«O autor, aqui como sempre, conta histórias de pessoas normais: dele mesmo, da sua família, da burguesia satisfeita e melancólica, das cidades e das vilórias, gente tristonha e simples, saudosa e esperançosa ao mesmo tempo; histórias de pessoas que vivem apaixonadas ou em solidão, que sonham sem risco e desesperam devagar,…»
Assim
começa a apresentação de João Pinharanda “O Humor Contagiante”. O texto do “crítico
contaminado”, escrito por três páginas em letras maravilhosamente garrafais, resume de modo definitivo o que este livro é.
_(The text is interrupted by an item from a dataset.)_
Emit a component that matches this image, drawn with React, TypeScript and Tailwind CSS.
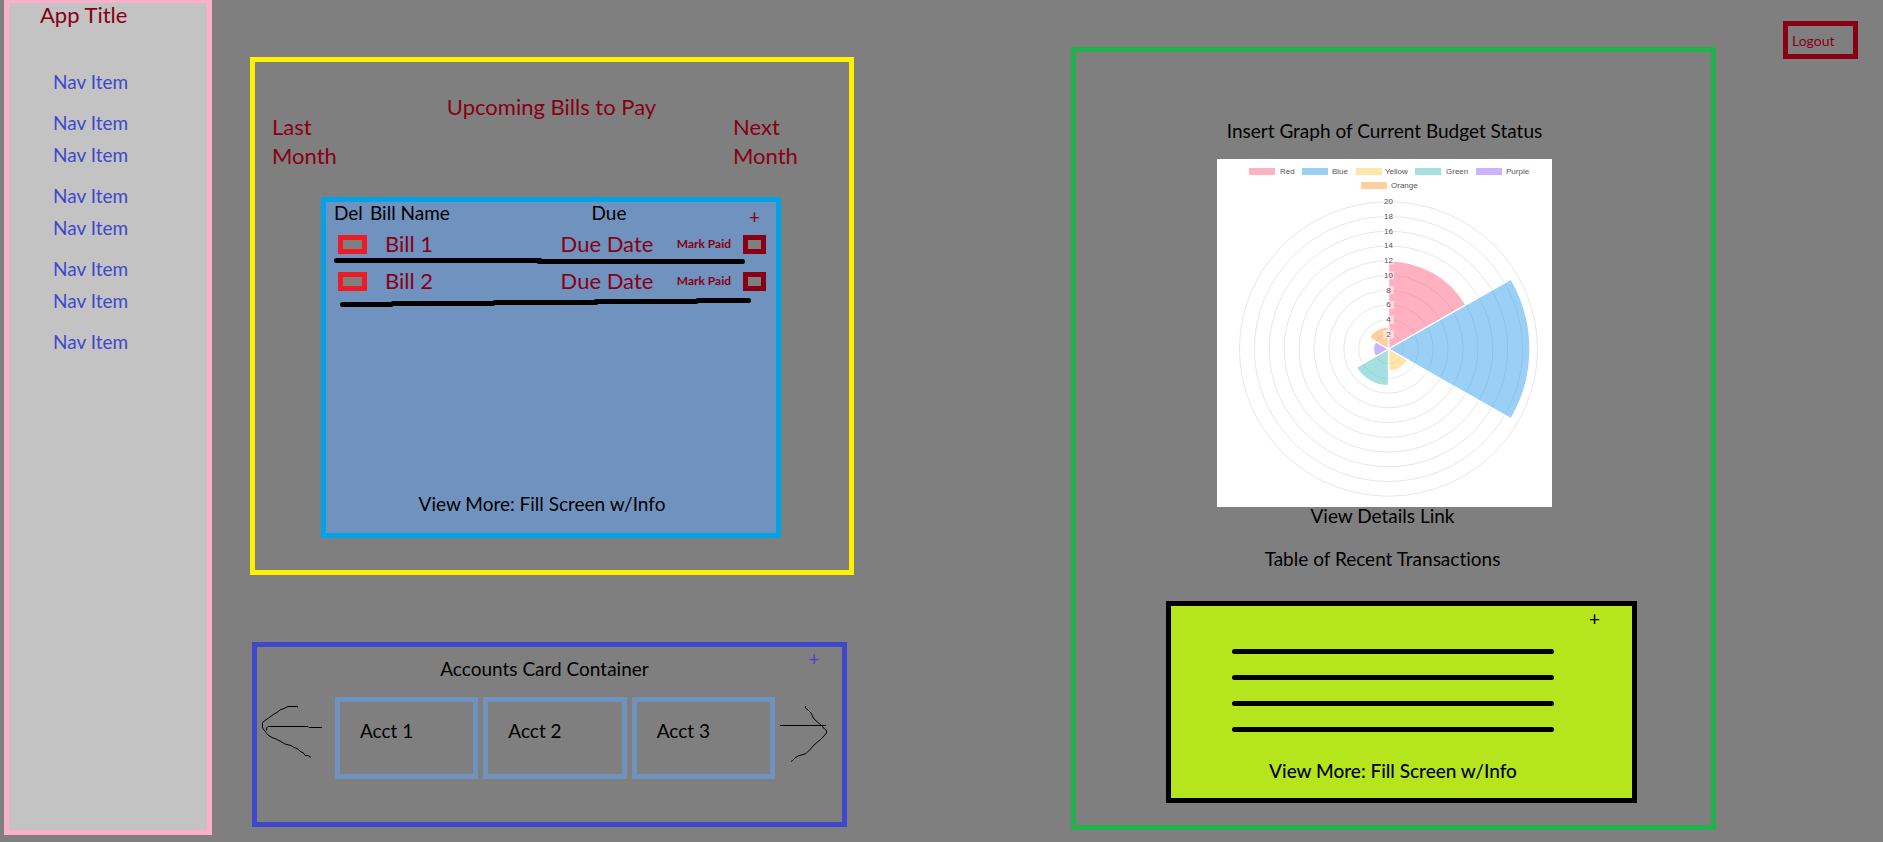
import React from "react";

const navGroups = [0, 1, 2, 3];

const slices = [
  { label: "Red", value: 12, color: "#ff6384", x: 32, tx: 63 },
  { label: "Blue", value: 19, color: "#36a2eb", x: 85, tx: 115 },
  { label: "Yellow", value: 3, color: "#ffcd56", x: 139, tx: 168 },
  { label: "Green", value: 5, color: "#4bc0c0", x: 198, tx: 229 },
  { label: "Purple", value: 2, color: "#9966ff", x: 259, tx: 289 },
  { label: "Orange", value: 3, color: "#ff9f40", x: 144, tx: 174 },
];

const CX = 171.5;
const CY = 190;
const UX = 7.45;
const UY = 7.36;

function slicePath(value: number, index: number) {
  const a0 = ((index * 60 - 90) * Math.PI) / 180;
  const a1 = (((index + 1) * 60 - 90) * Math.PI) / 180;
  const rx = value * UX;
  const ry = value * UY;
  return `M${CX} ${CY}L${CX + rx * Math.cos(a0)} ${CY + ry * Math.sin(a0)}A${rx} ${ry} 0 0 1 ${CX + rx * Math.cos(a1)} ${CY + ry * Math.sin(a1)}Z`;
}

function PolarChart() {
  const rings = [2, 4, 6, 8, 10, 12, 14, 16, 18, 20];
  return (
    <svg viewBox="0 0 335 348" className="block w-[335px] max-w-full bg-white" role="img" aria-label="Budget status">
      {rings.map((r) => (
        <ellipse key={r} cx={CX} cy={CY} rx={r * UX} ry={r * UY} fill="none" stroke="#000" strokeOpacity="0.1" />
      ))}
      {slices.map((s, i) => (
        <path key={s.label} d={slicePath(s.value, i)} fill={s.color} fillOpacity="0.5" stroke="#fff" strokeWidth="1.4" />
      ))}
      <g fontFamily="'Liberation Sans', Arial, sans-serif" fontSize="8" fill="#555">
        {rings.map((r) => (
          <g key={r}>
            <rect x={CX - 5.5} y={CY - r * UY - 4} width="11" height="8" fill="#fff" fillOpacity="0.5" />
            <text x={CX} y={CY - r * UY + 2.5} textAnchor="middle">
              {r}
            </text>
          </g>
        ))}
        {slices.map((s, i) => (
          <g key={s.label}>
            <rect x={s.x} y={i === 5 ? 23 : 9} width="26" height="7" fill={s.color} fillOpacity="0.5" />
            <text x={s.tx} y={i === 5 ? 29 : 15}>
              {s.label}
            </text>
          </g>
        ))}
      </g>
    </svg>
  );
}

function BillRow({ n, height }: { n: number; height: string }) {
  return (
    <tr className={height}>
      <td className="pl-3">
        <button
          type="button"
          aria-label={`Delete bill ${n}`}
          className="block h-[19px] w-[29px] border-[5px] border-[#ed1c24] bg-[#7f7f7f]"
        />
      </td>
      <td className="pl-[15px] text-[22px] leading-6 text-[#880015]">Bill {n}</td>
      <td className="pr-1 text-center text-[22px] leading-6 text-[#880015]">Due Date</td>
      <td>
        <div className="flex items-center justify-end gap-3 pr-[10px]">
          <label htmlFor={`paid-${n}`} className="whitespace-nowrap text-[12px] font-bold leading-4 text-[#880015]">
            Mark Paid
          </label>
          <input
            id={`paid-${n}`}
            type="checkbox"
            className="h-[19px] w-[23px] shrink-0 appearance-none border-[5px] border-[#880015] bg-[#7f7f7f]"
          />
        </div>
      </td>
    </tr>
  );
}

function BillsPanel() {
  return (
    <section className="border-[5px] border-[#fff200] pb-8">
      <header className="flex items-start justify-between pl-[17px] pr-[44px] pt-[30px] text-[22px] leading-[29px] text-[#880015]">
        <button type="button" className="mt-5 w-[72px] text-left">
          Last Month
        </button>
        <h2 className="pl-[26px]">Upcoming Bills to Pay</h2>
        <button type="button" className="mt-5 w-[72px] text-left">
          Next Month
        </button>
      </header>
      <div className="ml-[66px] mr-[68px] mt-[27px] border-[5px] border-[#00a2e8] bg-[#7092be]">
        <table className="w-full table-fixed border-collapse">
          <colgroup>
            <col className="w-[44px]" />
            <col />
            <col className="w-[116px]" />
            <col className="w-[109px]" />
          </colgroup>
          <thead>
            <tr className="h-[29px] text-left text-[19px] leading-[22px]">
              <th className="pl-2 align-top font-normal">Del</th>
              <th className="align-top font-normal">Bill Name</th>
              <th className="text-center align-top font-normal">Due</th>
              <th className="pr-[16px] text-right font-normal">
                <button type="button" aria-label="Add bill" className="text-[#880015]">
                  +
                </button>
              </th>
            </tr>
          </thead>
          <tbody>
            <BillRow n={1} height="h-[26px]" />
            <tr>
              <td colSpan={4} className="pl-2">
                <svg viewBox="0 0 412 8" className="block h-2 w-[412px]" aria-hidden="true">
                  <path d="M2.500 3.500H206M205 4.500H408.500" stroke="#000" strokeWidth="5" strokeLinecap="round" />
                </svg>
              </td>
            </tr>
            <BillRow n={2} height="h-[32px]" />
            <tr>
              <td colSpan={4} className="pl-[14px]">
                <svg viewBox="0 0 412 12" className="block h-3 w-[412px]" aria-hidden="true">
                  <path
                    d="M2.500 7.500H51M53 6.500H153M155 5.500H256M256 4.500H356M358 3.500H408.500"
                    stroke="#000"
                    strokeWidth="5"
                    strokeLinecap="round"
                  />
                </svg>
              </td>
            </tr>
          </tbody>
        </table>
        <div className="pb-[17px] pr-[18px] pt-[183px] text-center text-[19px] leading-6">
          <button type="button">View More: Fill Screen w/Info</button>
        </div>
      </div>
    </section>
  );
}

function AccountsPanel() {
  return (
    <section className="ml-[2px] mr-[7px] mt-[67px] border-[5px] border-[#3f48cc] pb-[43px]">
      <div className="flex items-start text-[19px] leading-6">
        <h2 className="grow pl-[46px] pt-[10px] text-center">Accounts Card Container</h2>
        <button type="button" aria-label="Add account" className="w-14 text-center text-[#3f48cc]">
          +
        </button>
      </div>
      <div className="mt-4 flex items-start justify-between pl-1 pr-[14px]">
        <button type="button" aria-label="Previous accounts" className="pt-2">
          <svg viewBox="0 0 62 54" className="block h-[54px] w-[62px]" fill="none" stroke="#000">
            <path d="M36.500 2.500V1L35 1.500H27L24 3 19 5 16 7.500 13 9 9 12 4 15.500 1.500 17.500V23L5 27.500 7 30 11 32.500 15 34 19 36 24 39 30 40.500 33 42.500 36 43.500 39 46 43 48.500 44 50.500H47L50 52.500" />
            <path d="M5.500 25.500V23L7 21.500H47L48 22.500H61" />
          </svg>
        </button>
        <ul className="flex min-w-0 grow gap-[5px] pl-[12px] pr-[5px]">
          {[1, 2, 3].map((n) => (
            <li key={n} className="h-[82px] grow border-[5px] border-[#7092be] pl-5 pt-[17px] text-[19px] leading-6">
              Acct {n}
            </li>
          ))}
        </ul>
        <button type="button" aria-label="Next accounts" className="pt-2">
          <svg viewBox="0 0 48 58" className="block h-[58px] w-[48px]" fill="none" stroke="#000">
            <path d="M25.500 1V3L28 5 31 8 34 14 38 17.500 42 21 44.500 24 46.500 25.500V28L43 32 40 35 34 40 30 44.500 26 48.500 23 49.500 18 51 15 53 12.500 55.500 11 56.500" />
            <path d="M0 20.500H46" />
          </svg>
        </button>
      </div>
    </section>
  );
}

function BudgetPanel() {
  return (
    <section className="self-start border-[5px] border-[#22b14c] pb-[22px] text-[19px] leading-6">
      <div className="flex flex-col items-center pr-[18px] pt-[67px]">
        <h2>Insert Graph of Current Budget Status</h2>
        <div className="mt-4">
          <PolarChart />
        </div>
        <a href="#details" className="-mt-[3px] pr-1">
          View Details Link
        </a>
        <h2 className="mt-[19px] pr-1">Table of Recent Transactions</h2>
      </div>
      <div className="ml-[90px] mr-[74px] mt-[30px] border-[5px] border-black bg-[#b5e61d] pb-[15px]">
        <div className="flex justify-end pr-8">
          <button type="button" aria-label="Add transaction" className="pt-[1px]">
            +
          </button>
        </div>
        <div className="mt-[18px] flex flex-col gap-[21px] pl-[61px] pr-[78px]">
          {[0, 1, 2, 3].map((n) => (
            <hr key={n} className="h-[5px] rounded-full border-0 bg-black" />
          ))}
        </div>
        <div className="mt-[27px] pr-[17px] text-center">
          <button type="button" className="font-medium">
            View More: Fill Screen w/Info
          </button>
        </div>
      </div>
    </section>
  );
}

export default function App() {
  return (
    <div className="flex min-h-screen items-start bg-[#7f7f7f] pl-1 font-[Lato,Carlito,Calibri,sans-serif] text-black [font-variant-ligatures:none]">
      <aside className="min-h-[835px] w-52 shrink-0 border-[5px] border-t-[3px] border-[#ffaec9] bg-[#c3c3c3]">
        <h1 className="pl-[31px] text-[22px] leading-6 text-[#880015]">App Title</h1>
        <nav className="pl-11 pt-[43px] text-[19px] text-[#3f48cc]">
          {navGroups.map((g) => (
            <ul key={g}>
              <li className="h-[41px] leading-6">
                <a href="#nav">Nav Item</a>
              </li>
              <li className="h-8 leading-6">
                <a href="#nav">Nav Item</a>
              </li>
            </ul>
          ))}
        </nav>
      </aside>
      <main className="grid min-w-0 grow grid-cols-[604fr_645fr] gap-x-[217px] pl-[38px] pr-[67px] pt-[47px]">
        <div className="pt-[10px]">
          <BillsPanel />
          <AccountsPanel />
        </div>
        <BudgetPanel />
      </main>
      <div className="shrink-0 pr-[25px] pt-[21px]">
        <button
          type="button"
          className="h-[38px] w-[75px] border-[5px] border-[#880015] pl-1 pt-[2px] text-left text-[14px] leading-5 text-[#880015]"
        >
          Logout
        </button>
      </div>
    </div>
  );
}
Muito simples ou muito complexo,
são duzentos desenhos perdidos entre o preto e branco e as cores exorbitantes
que contam em duzentas páginas duzentas histórias de um convívio brutal entre
humanos e o vírus inusitado. O humor é contagiante e a melancolia e a solidão
surgem como aquelas folhas de papel de seda translúcidas que antecediam cada página dos
antigos álbuns de fotografia.
E
o que é surpreendente, para além do prazer directo de folhear um amplo álbum de
desenhos A4 como fazíamos em crianças com os grandes livros para colorir, é o
facto muito verdadeiro de André Ruivo ilustrar-se a si próprio e ao seu meio
mais ternamente circunscrito, transferindo (ou decalcando) esses sentimentos
gráficos para a emoção exterior (também gráfica) por que passou cada um dos
leitores nestes quase dois anos de virulento anti-convívio.
Dos
iniciáticos livros do autor, «Sleuth Hound Song» (1998), «Bug» (2000) ou
«Mystery Park» (2012) foram desaparecendo os riscos assintomáticos, os vértices
do confronto, os ângulos agudos de uma abstracção angustiada. As linhas curvas
adoçaram os movimentos das personagens, o olhar enquadra-se no carinho de
pequenos círculos cómicos. A raiva é passageira, benévola, dá vontade de rir; a
melancolia torna-se circunstancial e passageira; o amor e a ternura parecem
rodear cada um deles e, logo, repito, cada um de nós.
Tal
como no Menino Nicolau de Sempé, na Mafalda de Quino, no Quim e no Manecas de
Stuart Carvalhais, no Bartoon de Luís Afonso, André Ruivo recria-se a si
próprio, apresentando-se frente ao leitor com o mais amável espelho. E nós
rimo-nos de nós próprios.
Um
dos melhores livros gráficos publicados em 2021! Viva 2022!